Personalizing mental health care

Harvard Business Review (HBR) features an article by Jonathan Woodson, MD, Larz Anderson Professor in Management and Director – BU Institute for Health Systems Innovation and his colleagues Jayakanth Srinivasan, Millard D. Brown, and Christopher G. Ivany. The article  focuses on the U.S. Army’s implementation of precise treatments for war-related behavioral conditions.

Personalization is playing a huge role in transforming an assortment of fields. Yet, in recent years, mental health care seems to have been left behind in the race. But the U.S. Army’s efforts at improving mental health care issues for its war-affected soldiers could prove to be an example for the civilian world to draw on.

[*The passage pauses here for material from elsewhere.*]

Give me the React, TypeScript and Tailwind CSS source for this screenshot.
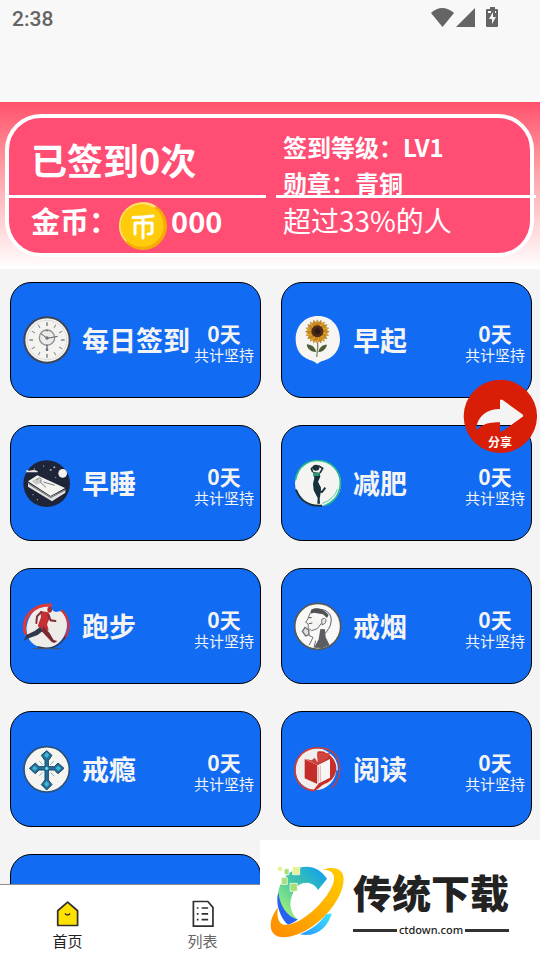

In their article published by HBR, the authors mention that various reasons account for a lack of systematic means of data collection for mental health care in the United States. Earlier, the Army had no way of determining whether more precision was required in tailoring their mental healthcare treatments for soldiers. The process for data collection was manual, time consuming and prone to errors. This changed with the introduction of a system called Behavioral Health Data Portal (BHDP). The system made patient health data collection, monitoring and individualized feedback seamless, enabling the Army to address individual patient needs over a period of time.

Woodson and his colleagues also demonstrate the advantages of BHDP with multiple examples and suggest that implementation of such measures will benefit the wider health care system in the long run.